LAST UPDATE ON March 9, 2026

DISC Article Contributed by Ian Tan

A brief note before you read on:

DISC has been one of the most widely used and trusted behavioural frameworks in the world — and for good reason. Over the last two decades, I’ve had the privilege of applying DISC across leaders, teams, and organisations throughout Asia, seeing first-hand how powerful it can be when used well.

At the same time, I’ve also observed recurring assumptions about DISC — not because people misuse it intentionally, but because it is often asked to do more than it was designed for.

At Lifeskills Institute, this led us to evolve how we apply DISC. What we now call DISC+ is our integrated solution, built on PeopleKeys’ 4D personality framework, which brings together DISC (behaviour), TEAMS (thinking and team contribution), Values (motivation), and BAI (behavioural attitudes).

This article is not a critique of DISC, nor is it a response to any single provider’s perspective. It is a market-education reflection shaped by practice, data, and experience — to clarify what DISC does exceptionally well, where its limits lie, and how DISC+, powered by a 4D framework, addresses the realities leaders face today.


DISC has endured for nearly a century for one simple reason:

It works.

After more than 20 years applying DISC across leaders, teams, and organisations in Asia — from MNCs to financial institutions, family enterprises to public sector organisations — I’ve seen DISC elevate communication, reduce friction, and build trust faster than almost any other behavioural tool.

And yet, I continue to see DISC as over-simplified, stretched beyond its design, or used as a standalone solution — especially when the leadership and people challenges organisations face today are far more complex.

That is where DISC+ comes in.

Assumption #1: “DISC is a full personality profile”

DISC is often described as a personality test.
In reality, it is a behavioural assessment.

DISC explains how people tend to act, communicate, and respond to their environment.

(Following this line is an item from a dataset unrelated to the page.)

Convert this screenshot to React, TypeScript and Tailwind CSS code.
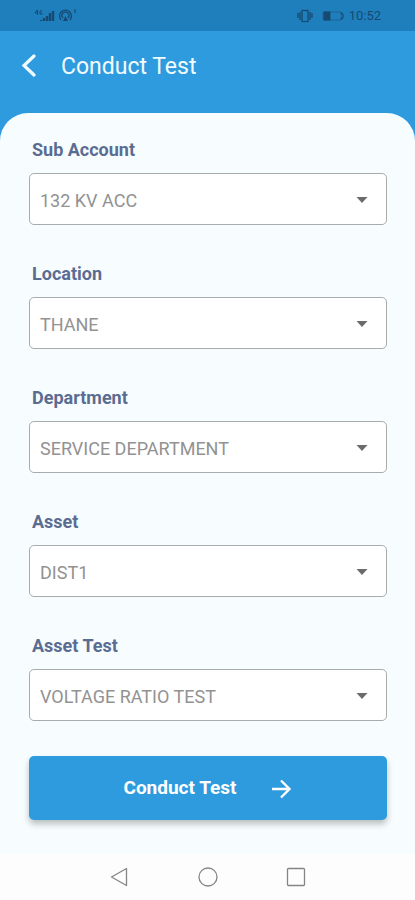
import { useState } from "react";

const fields = [
  { id: "sub-account", label: "Sub Account", options: ["132 KV ACC"] },
  { id: "location", label: "Location", options: ["THANE"] },
  { id: "department", label: "Department", options: ["SERVICE DEPARTMENT"] },
  { id: "asset", label: "Asset", options: ["DIST1"] },
  { id: "asset-test", label: "Asset Test", options: ["VOLTAGE RATIO TEST"] },
];

type FieldProps = { id: string; label: string; options: string[] };

function SelectField({ id, label, options }: FieldProps) {
  const [value, setValue] = useState(options[0]);
  return (
    <div className="flex flex-col gap-[13px]">
      <label htmlFor={id} className="pl-[3px] text-lg leading-5 font-bold text-[#5b6c92]">
        {label}
      </label>
      <div className="grid items-center">
        <select
          id={id}
          value={value}
          onChange={(e) => setValue(e.target.value)}
          className="col-start-1 row-start-1 h-[52px] w-full appearance-none rounded-[5px] border border-[#a9abad] bg-white px-[10px] pt-[3px] text-lg text-[#929292]"
        >
          {options.map((o) => (
            <option key={o}>{o}</option>
          ))}
        </select>
        <svg
          viewBox="0 0 12 8"
          className="pointer-events-none col-start-1 row-start-1 mr-[19px] h-2 w-3 justify-self-end"
          fill="#6b6b6b"
        >
          <path d="M0.500 2h11L6 8z" />
        </svg>
      </div>
    </div>
  );
}

function StatusBar() {
  return (
    <div className="flex h-[31px] items-center justify-between bg-[#1f7fbd] pr-[34px] pl-[34px] text-[#164a72]">
      <svg viewBox="0 0 44 16" className="h-4 w-11" fill="none" stroke="currentColor">
        <path d="M3 2L1 5h3M3.500 2v5M8 3H6v3h2V5" strokeWidth="1" />
        <path d="M7 13v-1M10 13v-3M13 13V8M16 13V5M19 13V3" strokeWidth="2.400" />
        <path d="M27 12a6 6 0 1 1 9 0M29 10a3.500 3.500 0 1 1 5 0" strokeWidth="1.300" />
        <path d="M31.500 8l-2.500 5h5z" fill="currentColor" stroke="none" />
        <path d="M41 1v4" strokeWidth="1.200" />
      </svg>
      <div className="flex items-center gap-1">
        <svg viewBox="0 0 16 14" className="h-[14px] w-4" fill="none" stroke="currentColor" strokeWidth="1.300">
          <rect x="5" y="1.500" width="6" height="11" />
          <path d="M3 3v8M1 4v5M13 3v8M15 4v5" />
        </svg>
        <svg viewBox="0 0 24 12" className="ml-1 h-3 w-6" fill="none" stroke="currentColor">
          <rect x="2" y="2" width="18" height="8" rx="1" strokeOpacity="0.500" />
          <rect x="3" y="2" width="6" height="8" fill="currentColor" />
          <path d="M20 2.500l2 2v3l-2 2" strokeWidth="1.200" />
        </svg>
        <span className="text-[13px]">10:52</span>
      </div>
    </div>
  );
}

function NavBar() {
  return (
    <nav className="flex h-[46px] items-center justify-center gap-16 bg-[#fdfdfd] text-[#858585]">
      <button type="button" aria-label="Back">
        <svg viewBox="0 0 24 24" className="size-6" fill="none" stroke="currentColor" strokeWidth="1.300" strokeLinejoin="round">
          <path d="M18.500 3.500v17L3.500 12z" />
        </svg>
      </button>
      <button type="button" aria-label="Home">
        <svg viewBox="0 0 24 24" className="size-6" fill="none" stroke="currentColor" strokeWidth="1.300">
          <circle cx="12" cy="12" r="9" />
        </svg>
      </button>
      <button type="button" aria-label="Recent apps">
        <svg viewBox="0 0 24 24" className="size-6" fill="none" stroke="currentColor" strokeWidth="1.300">
          <rect x="3.500" y="3.500" width="17" height="17" rx="1" />
        </svg>
      </button>
    </nav>
  );
}

export default function App() {
  return (
    <div className="flex min-h-screen flex-col bg-[#2e9bde] font-['Roboto',sans-serif]">
      <StatusBar />
      <header className="flex h-[82px] items-start gap-[21px] px-5 pt-5 text-[#f2fbff]">
        <button type="button" aria-label="Go back" className="mt-[3px]">
          <svg viewBox="0 0 20 24" className="h-6 w-5" fill="none" stroke="currentColor" strokeWidth="3.200" strokeLinecap="round">
            <path d="M14 2L4 11.500 14 21" />
          </svg>
        </button>
        <h1 className="text-[23px] leading-8">Conduct Test</h1>
      </header>
      <main className="flex flex-1 flex-col rounded-t-[28px] bg-[#f7fdfe] pt-[27px] pr-7 pl-[29px]">
        <form className="flex flex-col" onSubmit={(e) => e.preventDefault()}>
          <div className="flex flex-col gap-[39px]">
            {fields.map((f) => (
              <SelectField key={f.id} {...f} />
            ))}
          </div>
          <button
            type="submit"
            className="mt-[35px] flex h-16 items-center justify-center gap-8 rounded-[5px] bg-[#2e9bde] pt-px text-[19px] font-bold text-white shadow-[0_4px_6px_rgba(0,0,0,0.25)]"
          >
            Conduct Test
            <svg viewBox="0 0 24 24" className="size-6" fill="none" stroke="currentColor" strokeWidth="2.400">
              <path d="M3 12h17M12 3.500L20.500 12 12 20.500" />
            </svg>
          </button>
        </form>
      </main>
      <NavBar />
    </div>
  );
}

It was never designed to explain the full complexity of personality — which also includes values, thinking preferences, attitudes, beliefs, emotional maturity, and life experiences.

Early in my career, I noticed a recurring pattern:
two leaders with very similar DISC profiles behaving very differently when the pressure was on.

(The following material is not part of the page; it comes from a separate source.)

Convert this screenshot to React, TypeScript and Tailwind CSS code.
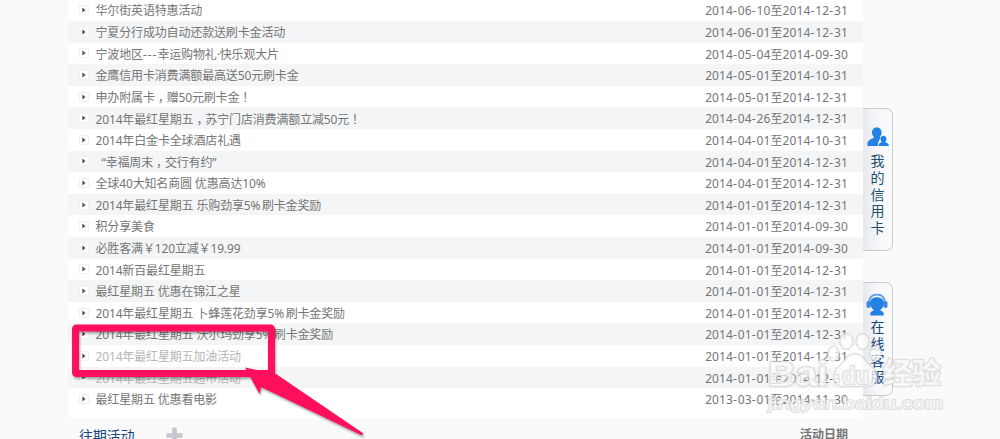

DISC wasn’t inaccurate — it was simply insufficient on its own.

That insight shaped our evolution from using DISC as a standalone tool to developing DISC+, where behaviour is understood alongside deeper human drivers.

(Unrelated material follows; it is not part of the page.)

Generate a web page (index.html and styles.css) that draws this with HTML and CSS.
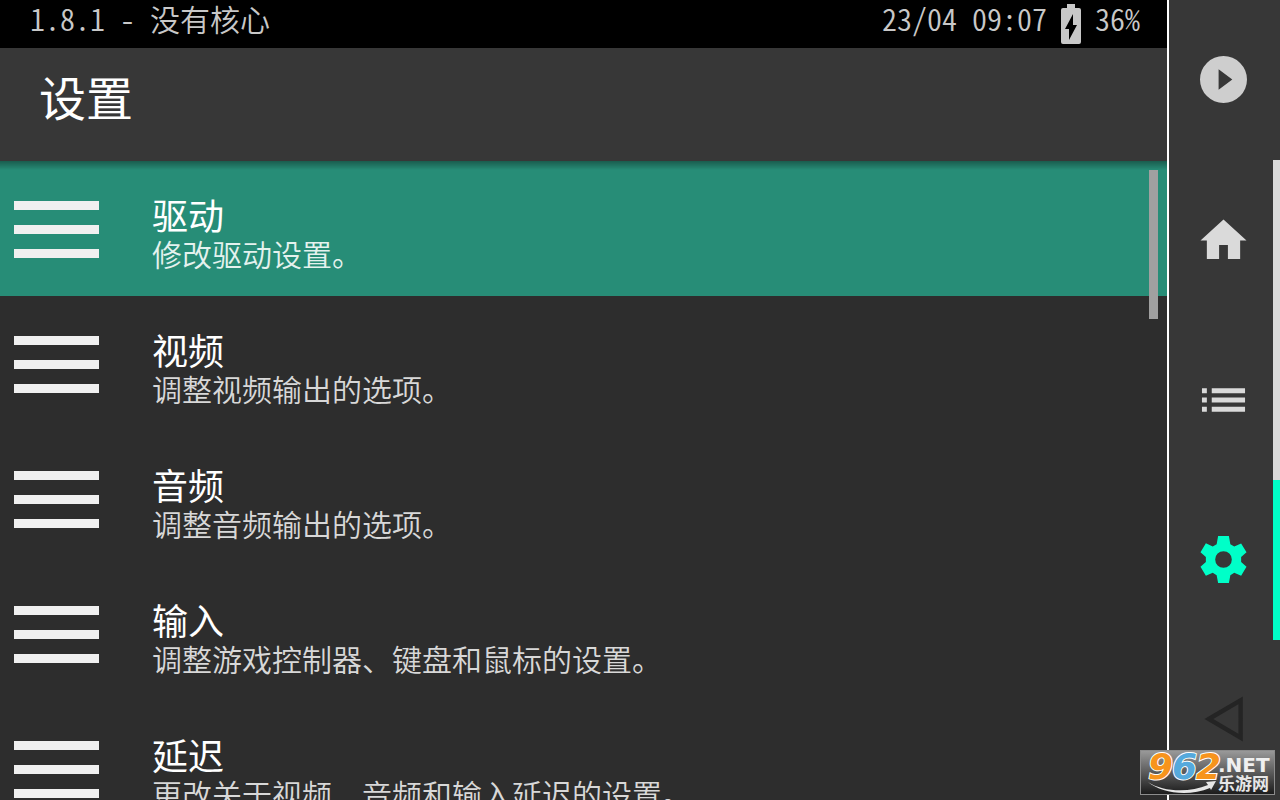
FILE: index.html
```html
<!DOCTYPE html>
<html lang="zh-CN">
<head>
  <meta charset="UTF-8">
  <meta name="viewport" content="width=device-width, initial-scale=1.0">
  <title>设置</title>
  <link rel="stylesheet" href="styles.css">
</head>
<body>
  <div class="app">
    <main class="main">
      <div class="status-bar">
        <span>1.8.1 - 没有核心</span>
        <div class="status-right">
          <span>23/04 09:07</span>
          <svg class="battery" viewBox="0 0 20 40" aria-hidden="true">
            <path fill="#c8c8c8" d="M6 0h8v4h4a2 2 0 0 1 2 2v32a2 2 0 0 1-2 2H2a2 2 0 0 1-2-2V6a2 2 0 0 1 2-2h4z"/>
            <path fill="#000" d="M12 10 4 25h4v11l8-15h-4z"/>
          </svg>
          <span>36%</span>
        </div>
      </div>

      <header class="header">
        <h1>设置</h1>
      </header>

      <div class="list">
        <button class="item active">
          <span class="bars"><i></i><i></i><i></i></span>
          <span class="label"><b>驱动</b><small>修改驱动设置。</small></span>
        </button>
        <button class="item">
          <span class="bars"><i></i><i></i><i></i></span>
          <span class="label"><b>视频</b><small>调整视频输出的选项。</small></span>
        </button>
        <button class="item">
          <span class="bars"><i></i><i></i><i></i></span>
          <span class="label"><b>音频</b><small>调整音频输出的选项。</small></span>
        </button>
        <button class="item">
          <span class="bars"><i></i><i></i><i></i></span>
          <span class="label"><b>输入</b><small>调整游戏控制器、键盘和鼠标的设置。</small></span>
        </button>
        <button class="item">
          <span class="bars"><i></i><i></i><i></i></span>
          <span class="label"><b>延迟</b><small>更改关于视频、音频和输入延迟的设置。</small></span>
        </button>
        <div class="scroll-thumb"></div>
      </div>
    </main>

    <nav class="sidebar">
      <button class="tab" aria-label="运行">
        <svg viewBox="0 0 48 48"><path fill="#cecece" fill-rule="evenodd" d="M24 0a24 24 0 1 0 0 48 24 24 0 0 0 0-48zM19 13.500v21L33 24z"/></svg>
      </button>
      <button class="tab marked" aria-label="主页">
        <svg viewBox="0 0 48 48"><path fill="#dadada" d="M24 3.500 0.500 25H7v19h12.500V29.500h9V44H41V25h6.500z"/></svg>
      </button>
      <button class="tab marked" aria-label="列表">
        <svg viewBox="0 0 48 48"><path fill="#dadada" d="M2 12.500h5v5H2zM12 12.500h34v5H12zM2 22h5v5H2zM12 22h34v5H12zM2 31.500h5v5H2zM12 31.500h34v5H12z"/></svg>
      </button>
      <button class="tab current" aria-label="设置">
        <svg viewBox="0 0 48 48"><path fill="#00ffc8" fill-rule="evenodd" d="M18.500 0h11l1.500 8.500 4 2.200 7-3L47.500 16.500 42 21.500v5L47.500 31.500 42 40.500 35 37.500 31 40l-1.500 8h-11L17 40l-4-2.500-7 3L0.500 31.500 6 26.500v-5L0.500 16.500 6 7.500l7 3.200 4-2.200zM24 15.500a8.500 8.500 0 1 0 0 17 8.500 8.500 0 0 0 0-17z"/></svg>
      </button>
      <button class="tab" aria-label="返回">
        <svg viewBox="0 0 48 48"><path fill="none" stroke="#242424" stroke-width="4.500" d="M9 23.500 41.500 4.500v38z"/></svg>
      </button>
    </nav>
  </div>

  <div class="watermark">
    <svg viewBox="0 0 133 43">
      <path fill="#e6e6e6" d="M7 31c15 10 41 11 60 3l-2-3 10-1-5 9-1-2C47 46 20 42 7 31z"/>
      <g class="logo-digits">
        <text class="orange" x="7" y="28">9</text>
        <text class="blue" x="31" y="28">6</text>
        <text class="orange" x="55" y="28">2</text>
      </g>
      <text class="logo-net" x="77" y="21">.NET</text>
      <text class="logo-name" x="77" y="39">乐游网</text>
    </svg>
  </div>
</body>
</html>
```

FILE: styles.css
```css
* {
  box-sizing: border-box;
}
body {
  margin: 0;
  background-color: #2d2d2d;
  color: #fff;
  font-family: "Noto Sans CJK SC", sans-serif;
}
button {
  border: none;
  padding: 0;
  background: none;
  color: inherit;
  font-family: inherit;
  cursor: pointer;
}
.app {
  display: flex;
  height: 100vh;
  overflow: hidden;
}
.main {
  flex: 1;
  min-width: 0;
  display: flex;
  flex-direction: column;
}

/* status bar */
.status-bar {
  flex: none;
  display: flex;
  justify-content: space-between;
  height: 48px;
  padding: 0 27px 0 30px;
  background-color: #000;
  color: #c8c8c8;
  font-size: 30px;
  font-weight: 350;
  line-height: 36px;
  font-feature-settings: "hwid";
  white-space: pre;
}
.status-right {
  display: flex;
  gap: 14px;
}
.battery {
  width: 20px;
  height: 40px;
  margin-top: 4px;
}

.header {
  flex: none;
  height: 113px;
  padding-left: 39px;
  background-color: #373737;
}
h1 {
  margin: 0;
  font-size: 47px;
  font-weight: 400;
  line-height: 96px;
}

/* settings list */
.list {
  position: relative;
  flex: 1;
  min-height: 0;
  overflow: hidden;
}
.list::before {
  content: "";
  position: absolute;
  top: 0;
  left: 0;
  right: 0;
  height: 9px;
  background: linear-gradient(rgba(0, 0, 0, 0.35), rgba(0, 0, 0, 0));
}
.item {
  display: flex;
  align-items: flex-start;
  width: 100%;
  height: 135px;
  padding: 33px 14px 0;
  gap: 53px;
  text-align: left;
}
.item.active {
  background-color: #278d77;
}
.bars {
  flex: none;
  display: flex;
  flex-direction: column;
  gap: 15px;
  width: 85px;
  padding-top: 7px;
}
.bars i {
  height: 9px;
  background-color: #f0f0f0;
}
.label b,
.label small {
  display: block;
  font-weight: 400;
  white-space: nowrap;
}
.label b {
  font-size: 36px;
  line-height: 40px;
}
.label small {
  color: #d8d8d8;
  font-size: 30px;
  font-weight: 350;
  line-height: 38px;
}
.active small {
  color: #e4f2ee;
}
.scroll-thumb {
  position: absolute;
  top: 9px;
  right: 9px;
  width: 9px;
  height: 149px;
  background-color: #a0a0a0;
}

/* right side tabs */
.sidebar {
  flex: none;
  display: grid;
  grid-template-rows: repeat(5, 1fr);
  width: 113px;
  border-left: 2px solid #fff;
  background-color: #373737;
}
.tab {
  display: flex;
  align-items: center;
  justify-content: center;
  padding: 0 2px 1px 0;
}
.tab svg {
  width: 47px;
  height: 47px;
}
.tab.marked {
  box-shadow: inset -7px 0 #dadada;
}
.tab.current {
  box-shadow: inset -7px 0 #00ffc8;
}

/* site mark */
.watermark {
  position: absolute;
  right: 5px;
  bottom: 5px;
  width: 135px;
  height: 45px;
  border: 1px solid #8c8c8c;
  background: linear-gradient(#999, #1c1c1c);
}
.watermark svg {
  display: block;
  width: 100%;
  height: 100%;
}
.logo-digits {
  font: italic bold 36px "DejaVu Sans", sans-serif;
  stroke: #fff;
  stroke-width: 2px;
  paint-order: stroke;
}
.orange {
  fill: #f7941d;
}
.blue {
  fill: #55a9dc;
}
.logo-net {
  font: bold 20px "DejaVu Sans", sans-serif;
  fill: #f0f0f0;
}
.logo-name {
  font: bold 17px "Noto Sans CJK SC", sans-serif;
  fill: #e6e6e6;
}
```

Assumption #2: “All DISC tools are basically the same”

Because DISC was never patented, there are now hundreds of versions in the market — each with different questionnaires, norms, and levels of scientific validation.

From the outside, many look similar.
From a psychometric and developmental standpoint, they are not.

Over the years, we’ve worked with leaders who arrived confused by inconsistent results from free or low-rigour tools. When reassessed using validated instruments, something shifts — the conversation moves from labels to insight, from curiosity to clarity.

This matters even more in DISC+, where behavioural data is combined with other dimensions.

If the DISC foundation is weak, everything built on it becomes questionable.

Assumption #3: “DISC can tell you who will be a top performer”

DISC does not predict performance.
It measures behavioural tendencies — not competence, skill, intelligence, or motivation.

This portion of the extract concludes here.